所谓阴阳水,就是指被太阳晒过和没被太阳晒过的水,洪水多半是没被太阳晒过的,从地底翻起来的水,所以冰冷刺骨。
吃了东西,我们就各自睡下,嗲能依旧象上回那样,在我手中采了血,把那些毒物扔到我上次养蛊的坛子里。
“廷娃,我们这次抓的东西品种很多,你想过会养成什么蛊吗?”嗲能开口问道,尽管他已经躺下来,但我能感觉到他一点没有睡意。
我想想他的问话,笑道:“我对养蛊还没感觉呢,不象阿有,想养什么蛊就抓什么毒物。”
“他养蛊是为了给人治病,并不是要养蛊,你弄反了阿有的意思,他对医道特别有兴趣。”
嗲能清冷的声音在房间里轻缓的流淌,我倒是听得起了几分睡意。
嗲能又说道:“阿有说的那个女的死了,那肯定就是死了,如果你想知道些情况的话,我们的蛊养成后,可以到王家寨找他。”
“王家寨在哪儿?”
“苗岭最北。”
“走路去?”
“可以马车,你想走路也行。

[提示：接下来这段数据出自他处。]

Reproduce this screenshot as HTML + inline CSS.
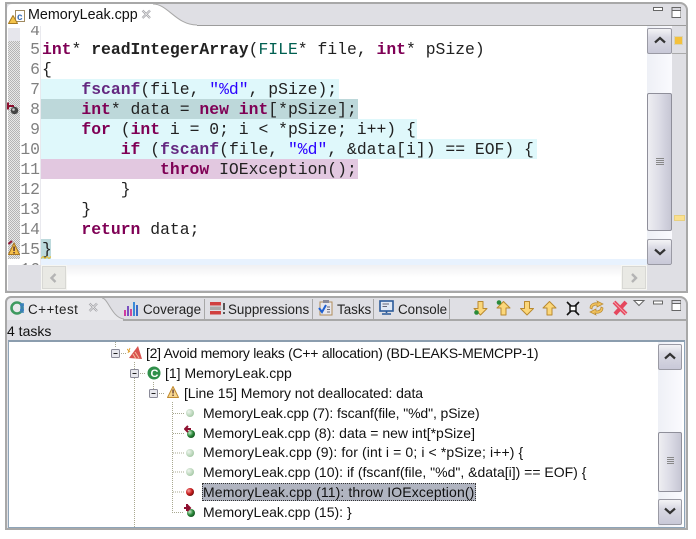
<!DOCTYPE html>
<html><head><meta charset="utf-8"><style>
html,body{margin:0;padding:0;background:#fff;width:696px;height:539px;overflow:hidden}
div,span.a,svg{position:absolute}
.l{left:0;width:696px;height:20px;font:16.4px/20px "Liberation Mono",monospace;color:#222;white-space:pre}
.n{position:absolute;right:656px;color:#808080;font:16.4px/20px "Liberation Mono",monospace}
.c{position:absolute;left:42px}
b{color:#7f0055}
.f{color:#642880;font-weight:bold}
.s{color:#2a00ff}
.t{font:14px/18px "Liberation Sans",sans-serif;color:#111;white-space:pre}
.tb{font-size:13.4px;color:#222}
.btn{box-sizing:border-box;border:1px solid #9a9aa4;border-radius:2px;background:linear-gradient(#f4f4f6,#d9d9e3 35%,#c9c9d8)}
.v{background:linear-gradient(90deg,#eeeef2,#dcdce6 50%,#c6c6d4);border:1px solid #8f8f9a;box-sizing:border-box;border-radius:2px}
.tr{background:linear-gradient(90deg,#eef0f6,#fafafe)}
</style></head><body>
<!-- editor pane -->
<div style="left:5px;top:2px;width:683px;height:291px;box-sizing:border-box;background:#dfdfe4;border:2px solid #a8a8a8;border-radius:0 8px 0 0"></div>
<div style="left:7px;top:4px;width:145px;height:23px;background:#fff;border-radius:5px 0 0 0"></div>
<svg style="left:150px;top:3px" width="48" height="24"><path d="M0 1 H3 C18 1 26 22 47 22 V24 H0Z" fill="#fff"/><path d="M3 1 C18 1 26 22 47 22" fill="none" stroke="#a8a8a8"/></svg>
<div style="left:197px;top:25px;width:489px;height:1px;background:#9c9c9c"></div>
<div style="left:8px;top:26px;width:639px;height:239px;background:#fff"></div>
<div style="left:7px;top:26px;width:1px;height:264px;background:#fff"></div>
<svg style="left:8px;top:8px" width="18" height="18"><rect x="7.500" y="2.500" width="9" height="11" fill="#fff" stroke="#a08a60"/><text x="9" y="12" font-family="Liberation Sans" font-size="10" font-weight="bold" fill="#3a6db5">c</text><path d="M5 7.500L9.500 15.500H0.500Z" fill="#f4c34a" stroke="#a77a20" stroke-linejoin="round"/></svg>
<span class="a t" style="left:28px;top:6px;font-size:14.3px">MemoryLeak.cpp</span>
<svg style="left:141px;top:9px" width="11" height="11"><path d="M1.500 1.500L9 9M9 1.500L1.500 9" stroke="#9a9aa0" stroke-width="2.200" fill="none"/><path d="M1.500 1.500L9 9M9 1.500L1.500 9" stroke="#eee" stroke-width=".8" fill="none"/></svg>
<svg style="left:653px;top:7px" width="28" height="12"><rect x=".5" y=".5" width="9" height="3" fill="#fff" stroke="#666"/><rect x="19" y="0.500" width="9" height="10" fill="#fff" stroke="#666"/><rect x="19" y="0.500" width="9" height="3" fill="#d8d8de" stroke="#666"/></svg>
<!-- gutter -->
<div style="left:8px;top:28px;width:12px;height:13px;background:#e6e6ec"></div>
<div style="left:8px;top:41px;width:12px;height:218px;background:repeating-conic-gradient(#b4b4b4 0 25%,#e8e8e8 0 50%) 0 0/2px 2px"></div>
<div style="left:40px;top:26px;width:1px;height:239px;background:#e9e9ee"></div>
<!-- highlights -->
<div style="left:41px;top:259px;width:606px;height:6px;background:#e8f2fe"></div>
<div style="left:41px;top:79px;width:298px;height:20px;background:#dff8fb"></div>
<div style="left:41px;top:99px;width:317px;height:20px;background:#bdd8da"></div>
<div style="left:41px;top:119px;width:376px;height:20px;background:#dff8fb"></div>
<div style="left:41px;top:139px;width:496px;height:20px;background:#dff8fb"></div>
<div style="left:41px;top:159px;width:317px;height:20px;background:#e2c8e0"></div>
<div style="left:41px;top:239px;width:10px;height:20px;background:#bcd9dc"></div>
<!-- code -->
<div style="left:0;top:26px;width:696px;height:239px;overflow:hidden">
<div class="l" style="top:-5px"><span class="n">4</span></div>
<div class="l" style="top:14px"><span class="n">5</span><span class="c"><b>int</b>* <strong>readIntegerArray</strong>(<span style="color:#005f50">FILE</span>* file, <b>int</b>* pSize)</span></div>
<div class="l" style="top:34px"><span class="n">6</span><span class="c">{</span></div>
<div class="l" style="top:54px"><span class="n">7</span><span class="c">    <span class="f">fscanf</span>(file, <span class="s">"%d"</span>, pSize);</span></div>
<div class="l" style="top:74px"><span class="n">8</span><span class="c">    <b>int</b>* data = <b>new</b> <b>int</b>[*pSize];</span></div>
<div class="l" style="top:94px"><span class="n">9</span><span class="c">    <b>for</b> (<b>int</b> i = 0; i &lt; *pSize; i++) {</span></div>
<div class="l" style="top:114px"><span class="n">10</span><span class="c">        <b>if</b> (<span class="f">fscanf</span>(file, <span class="s">"%d"</span>, &amp;data[i]) == EOF) {</span></div>
<div class="l" style="top:134px"><span class="n">11</span><span class="c">            <b>throw</b> IOException();</span></div>
<div class="l" style="top:154px"><span class="n">12</span><span class="c">        }</span></div>
<div class="l" style="top:174px"><span class="n">13</span><span class="c">    }</span></div>
<div class="l" style="top:194px"><span class="n">14</span><span class="c">    <b>return</b> data;</span></div>
<div class="l" style="top:214px"><span class="n">15</span><span class="c">}</span></div>
<div class="l" style="top:234px"><span class="n">16</span></div>
</div>
<svg style="left:41px;top:256px" width="10" height="3"><path d="M0 2.500L2 .5L4 2.500L6 .5L8 2.500L10 .5" stroke="#e8c030" fill="none"/></svg>
<!-- gutter icons -->
<svg style="left:7px;top:101px" width="13" height="15"><circle cx="7.500" cy="9.500" r="3.800" fill="#444"/><circle cx="6.500" cy="8.500" r="1.300" fill="#ccc"/><path d="M1 5H7M1 1.500V8.500" stroke="#8e1030" stroke-width="2" fill="none"/></svg>
<svg style="left:7px;top:240px" width="13" height="19"><path d="M7 3L12.500 14.500H1.500Z" fill="#f6c04a" stroke="#a8761f" stroke-linejoin="round"/><rect x="6.300" y="6.500" width="1.500" height="4.500" fill="#533"/><rect x="6.300" y="12" width="1.500" height="1.500" fill="#533"/><path d="M1.500 4L5 1" stroke="#8e1030" stroke-width="2"/></svg>
<!-- h scrollbar -->
<div style="left:41px;top:265px;width:606px;height:25px;background:linear-gradient(#f0f0f2,#fff 50%)"></div>
<div style="left:41px;top:265px;width:26px;height:25px;box-sizing:border-box;background:#e9e9e4;border:1px solid #f6f6f2;box-shadow:0 0 0 1px #d8d8d4 inset"></div>
<div style="left:621px;top:265px;width:26px;height:25px;box-sizing:border-box;background:#e9e9e4;border:1px solid #f6f6f2;box-shadow:0 0 0 1px #d8d8d4 inset"></div>
<svg style="left:48px;top:272px" width="12" height="12"><path d="M7.500 2L3.500 6L7.500 10" stroke="#b4b4b4" stroke-width="2.400" fill="none"/></svg>
<svg style="left:628px;top:272px" width="12" height="12"><path d="M4 2L8 6L4 10" stroke="#b4b4b4" stroke-width="2.400" fill="none"/></svg>
<!-- v scrollbar -->
<div class="tr" style="left:647px;top:26px;width:25px;height:239px"></div>
<div class="btn" style="left:647px;top:28px;width:25px;height:26px"></div>
<svg style="left:653px;top:36px" width="14" height="8"><path d="M2 6.500L7 2L12 6.500" stroke="#333" stroke-width="2.200" fill="none"/></svg>
<div class="v" style="left:647px;top:93px;width:25px;height:138px"></div>
<svg style="left:656px;top:158px" width="8" height="8"><path d="M0 .5H8M0 2.500H8M0 4.500H8M0 6.500H8" stroke="#888"/></svg>
<div class="btn" style="left:647px;top:239px;width:25px;height:26px"></div>
<svg style="left:653px;top:248px" width="14" height="8"><path d="M2 1.500L7 6L12 1.500" stroke="#333" stroke-width="2.200" fill="none"/></svg>
<div style="left:672px;top:53px;width:14px;height:1px;background:#aaa"></div>
<div style="left:675px;top:37px;width:7px;height:7px;background:#f4c13c;outline:1px solid #d8d3b8"></div>
<div style="left:674px;top:215px;width:9px;height:4px;background:#fbe08e;border:1px solid #e8d080"></div>
<!-- bottom pane -->
<div style="left:5px;top:296px;width:683px;height:234px;box-sizing:border-box;background:#dfdfe4;border:2px solid #a8a8a8;border-radius:6px 8px 0 0"></div>
<div style="left:7px;top:298px;width:94px;height:22px;background:#e9e9ec;border-radius:5px 0 0 0"></div>
<svg style="left:98px;top:297px" width="27" height="23"><path d="M0 1H4C10 1 14 21 26 22V23H0Z" fill="#e9e9ec"/><path d="M4 1C10 1 14 21 26 22" stroke="#a8a8a8" fill="none"/></svg>
<div style="left:123px;top:319px;width:563px;height:2px;background:#a8a8a8"></div>
<div style="left:204px;top:299px;width:1px;height:20px;background:#a8a8a8"></div>
<div style="left:312px;top:299px;width:1px;height:20px;background:#a8a8a8"></div>
<div style="left:373px;top:299px;width:1px;height:20px;background:#a8a8a8"></div>
<div style="left:449px;top:299px;width:1px;height:20px;background:#a8a8a8"></div>
<svg style="left:10px;top:300px" width="16" height="17"><circle cx="7" cy="8" r="5.500" fill="none" stroke="#3f9a60" stroke-width="2.600"/><path d="M10 5H14M10 10H14M11 3V13M13 3V13" stroke="#3a7fc0" stroke-width="1.400"/></svg>
<span class="a t tb" style="left:28px;top:301px;letter-spacing:.5px">C++test</span>
<svg style="left:88px;top:302px" width="11" height="11"><path d="M1.500 1.500L9 9M9 1.500L1.500 9" stroke="#9a9aa0" stroke-width="2.200" fill="none"/><path d="M1.500 1.500L9 9M9 1.500L1.500 9" stroke="#eee" stroke-width=".8" fill="none"/></svg>
<svg style="left:124px;top:301px" width="16" height="16"><rect x="0" y="9" width="2" height="6" fill="#d03aa0"/><rect x="3" y="5" width="2" height="10" fill="#7a4fc0"/><rect x="6" y="8" width="2" height="7" fill="#d04a9a"/><rect x="9" y="1" width="2" height="14" fill="#3a8ad8"/><rect x="12" y="4" width="2" height="11" fill="#3a6ac8"/></svg>
<span class="a t tb" style="left:143px;top:301px">Coverage</span>
<svg style="left:210px;top:301px" width="16" height="15"><rect x="0" y="1" width="11" height="3.500" fill="#d04040"/><rect x="0" y="5.500" width="11" height="3.500" fill="#aaa"/><rect x="0" y="10" width="11" height="3.500" fill="#d04040"/><rect x="13" y="2" width="2" height="7" fill="#555"/><rect x="13" y="11" width="2" height="2" fill="#555"/></svg>
<span class="a t tb" style="left:228px;top:301px">Suppressions</span>
<svg style="left:318px;top:299px" width="16" height="18"><rect x="2" y="3" width="12" height="13" fill="#e8e8ee" stroke="#b08d5a"/><rect x="5" y="1" width="6" height="3" fill="#8a8a98"/><path d="M1 9L4 13L8 6" stroke="#2060d0" stroke-width="2" fill="none"/><path d="M9 8H12M9 10.500H12M9 13H12" stroke="#667"/></svg>
<span class="a t tb" style="left:337px;top:301px">Tasks</span>
<svg style="left:379px;top:300px" width="16" height="16"><rect x="1" y="1" width="13" height="10" fill="#dfe8f5" stroke="#2a5a9a" stroke-width="1.600"/><path d="M3.500 4H10M3.500 6.500H8" stroke="#667"/><path d="M7.500 11V13M3 14H12" stroke="#2a5a9a" stroke-width="1.600"/></svg>
<span class="a t tb" style="left:398px;top:301px">Console</span>
<!-- toolbar -->
<svg style="left:472px;top:299px" width="160" height="20">
<g fill="#fbd77a" stroke="#b98a30" stroke-linejoin="round">
<path d="M6 2.500H11V9.500H15L8.500 16L2 9.500H6Z"/>
<path d="M29 16V9H25L31.500 2.500L38 9H34V16Z"/>
<path d="M52.500 2.500H57.500V9.500H61.500L55 16L48.500 9.500H52.500Z"/>
<path d="M75 16V9H71L77.500 2.500L84 9H80V16Z"/></g>
<circle cx="4.500" cy="13.500" r="2.300" fill="#2a8a3a"/>
<circle cx="27" cy="3.500" r="2.300" fill="#2a8a3a"/>
<path d="M95 3L99 7M107 3L103 7M95 16L99 12M107 16L103 12" stroke="#111" stroke-width="1.600"/><rect x="98" y="7" width="6" height="5" fill="#fff" stroke="#111" stroke-width="1.400"/>
<path d="M118 9C118 5 122 3 126 4L125 2L131 5L125 8V6C122 6 120 7 120 10ZM131 9C131 13 127 15 123 14L124 16L118 13L124 10V12C127 12 129 11 129 8Z" fill="#f1c25e" stroke="#b98a30" stroke-width=".7"/>
<path d="M142 3L154 15M154 3L143 15" stroke="#e5485e" stroke-width="4"/><path d="M142 3L154 15" stroke="#f5a0aa" stroke-width="1"/>
</svg>
<svg style="left:632px;top:299px" width="14" height="9"><path d="M2 1.500H12L7 6.500Z" fill="#fff" stroke="#666"/></svg>
<svg style="left:653px;top:299px" width="28" height="14"><rect x=".5" y="2" width="9" height="3" fill="#fff" stroke="#666"/><rect x="19" y="1.500" width="9" height="10" fill="#fff" stroke="#666"/><rect x="19" y="1.500" width="9" height="3" fill="#d8d8de" stroke="#666"/></svg>
<span class="a t" style="left:7px;top:322px">4 tasks</span>
<!-- tree box -->
<div style="left:8px;top:340px;width:677px;height:188px;box-sizing:border-box;background:#fff;border:1px solid #8ea4b8;border-top:2px solid #8b9dae"></div>
<div class="tr" style="left:658px;top:342px;width:24px;height:185px"></div>
<div class="btn" style="left:658px;top:344px;width:24px;height:26px"></div>
<svg style="left:663px;top:352px" width="14" height="8"><path d="M2 6.500L7 2L12 6.500" stroke="#333" stroke-width="2.200" fill="none"/></svg>
<div class="v" style="left:658px;top:432px;width:24px;height:60px"></div>
<svg style="left:667px;top:457px" width="8" height="8"><path d="M0 .5H7M0 2.500H7M0 4.500H7M0 6.500H7" stroke="#888"/></svg>
<div class="btn" style="left:658px;top:499px;width:24px;height:26px"></div>
<svg style="left:663px;top:507px" width="14" height="8"><path d="M2 1.500L7 6L12 1.500" stroke="#333" stroke-width="2.200" fill="none"/></svg>
<!-- tree lines -->
<svg style="left:100px;top:342px" width="110" height="185">
<g stroke="#a8a890" stroke-dasharray="1 1" fill="none">
<path d="M34.500 20V185"/><path d="M53.500 40V50"/><path d="M72.500 60V170.500H84"/>
<path d="M21 11.500H26M40 31.500H45M59 51.500H64M73 71.500H84M73 91.500H84M73 111H84M73 130H84M73 150H84"/>
<path d="M15.500 0V6"/>
</g>
<g fill="#e8e8ee" stroke="#8a8a98"><rect x="11.500" y="7.500" width="8" height="8" rx="1"/><rect x="30.500" y="27.500" width="8" height="8" rx="1"/><rect x="49.500" y="47.500" width="8" height="8" rx="1"/></g>
<path d="M13.500 11.500H17.500M32.500 31.500H36.500M51.500 51.500H55.500" stroke="#222"/>
</svg>
<svg style="left:127px;top:345px" width="16" height="16"><path d="M2 13L11 1L15 14Z" fill="#d9534f"/><path d="M8 7L12 13M6 9L9 14" stroke="#f4c0a0"/><path d="M0 4L3 7M3 3L1 8" stroke="#e0a030"/></svg>
<span class="a t" style="left:146px;top:344px;letter-spacing:-.27px">[2] Avoid memory leaks (C++ allocation) (BD-LEAKS-MEMCPP-1)</span>
<svg style="left:147px;top:366px" width="14" height="14"><circle cx="7" cy="7" r="6.500" fill="#2f8f4a"/><text x="3.500" y="11" font-family="Liberation Sans" font-size="11" font-weight="bold" fill="#fff">C</text></svg>
<span class="a t" style="left:165px;top:364px">[1] MemoryLeak.cpp</span>
<svg style="left:166px;top:385px" width="14" height="14"><path d="M7 1.500L12.500 12.500H1.500Z" fill="#f8d890" stroke="#c08a30" stroke-linejoin="round"/><rect x="6.400" y="4.500" width="1.300" height="4" fill="#533"/><rect x="6.400" y="9.500" width="1.300" height="1.500" fill="#533"/></svg>
<span class="a t" style="left:184px;top:384px;letter-spacing:-.08px">[Line 15] Memory not deallocated: data</span>
<svg style="left:184px;top:405px" width="16" height="118">
<defs><radialGradient id="g" cx=".35" cy=".35" r=".8"><stop offset="0" stop-color="#eef5ee"/><stop offset="1" stop-color="#9ac29a"/></radialGradient><radialGradient id="d" cx=".35" cy=".35" r=".8"><stop offset="0" stop-color="#cfe8cf"/><stop offset=".5" stop-color="#2a8a3a"/><stop offset="1" stop-color="#0c3c14"/></radialGradient><radialGradient id="r" cx=".35" cy=".35" r=".8"><stop offset="0" stop-color="#f8a0a0"/><stop offset=".5" stop-color="#c81c1c"/><stop offset="1" stop-color="#500808"/></radialGradient></defs>
<circle cx="6" cy="8" r="4" fill="url(#g)"/>
<circle cx="7" cy="29" r="4" fill="url(#d)"/>
<path d="M1 24H7M4 21L1 24L4 27" stroke="#8e1030" stroke-width="2" fill="none"/>
<circle cx="6" cy="48" r="4" fill="url(#g)"/>
<circle cx="6" cy="67" r="4" fill="url(#g)"/>
<circle cx="6" cy="87" r="4" fill="url(#r)"/>
<circle cx="7" cy="108" r="4" fill="url(#d)"/>
<path d="M0 103H6M3 100L6 103L3 106M3 99V106" stroke="#8e1030" stroke-width="2" fill="none"/>
</svg>
<span class="a t" style="left:203px;top:404px;letter-spacing:-.11px">MemoryLeak.cpp (7): fscanf(file, "%d", pSize)</span>
<span class="a t" style="left:203px;top:424px">MemoryLeak.cpp (8): data = new int[*pSize]</span>
<span class="a t" style="left:203px;top:443px;letter-spacing:.11px">MemoryLeak.cpp (9): for (int i = 0; i &lt; *pSize; i++) {</span>
<span class="a t" style="left:203px;top:463px">MemoryLeak.cpp (10): if (fscanf(file, "%d", &amp;data[i]) == EOF) {</span>
<div style="left:202px;top:483px;width:274px;height:18px;box-sizing:border-box;background:#b0b4c0;border:1px dotted #333"></div>
<span class="a t" style="left:203px;top:483px;letter-spacing:.12px">MemoryLeak.cpp (11): throw IOException()</span>
<span class="a t" style="left:203px;top:503px">MemoryLeak.cpp (15): }</span>
</body></html>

”
后面什么时候睡着的,我一点印象也没有。
这次养蛊很容易,没有半点挫折,不过,嗲能很注意给我吃补血的药,还炖鸡汤之类的,家里也总有药草汤的气味。
天越来越热了,晚上倒没什么,正中午的时候也需要打把蒲扇。
看完我的蛊坛子,坐在门口捧着西瓜啃,今天格外闷热,黑沉沉的乌云,一丝风也没有,估计过会儿就会来场雷阵雨,连院子里的蜻蜓都飞得低低的,可能也是被这闷热的天气给压制得飞不起来了吧。
突然那门被捶得震天响,我手中的蒲扇坠落在地,嗲能飞快地从偏屋跑过来,“有人敲门?”
这时,那门又被捶响,伴随着有人焦急地大喊:“拉乌大师,拉乌大鬼师在家吗?”
嗲能跑过去把大门打开,几个大男人抬着一个担架就走了进来,“顺婆婆被火烧伤了,大医院治了半天没治好,我们只好来求拉乌大鬼师。”
顺婆婆?我以前没听过这个人的名字。
嗲能搭了手将人抬起来,指指后屋,众人又把病人送进后屋,他们在后屋低低说了几句,我把茶倒好端了出来,众人连声说谢后,各端了一杯。
“顺婆婆情况很不好,我们是从京城治了一圈回来,花了十来万了,现在她自己说的死马当活马医,我们也只好顺她的意。”其中一个方脸的中年男子说道,由于抬人,他脸上满是汗珠,“我姑辛苦一辈子,好不容易能享儿孙福了,没想到出这个事,表弟一家,现在都不知道咋弄。”
嗲能安慰道:“我看了,还不算太严重,还有得救,嗯……不过,你们要有心理准备,起码是要小半年的时间。”
另两个年纪轻点的男人马上走上前来寻问情况,最后留了一个年纪大点的,其他人回去了。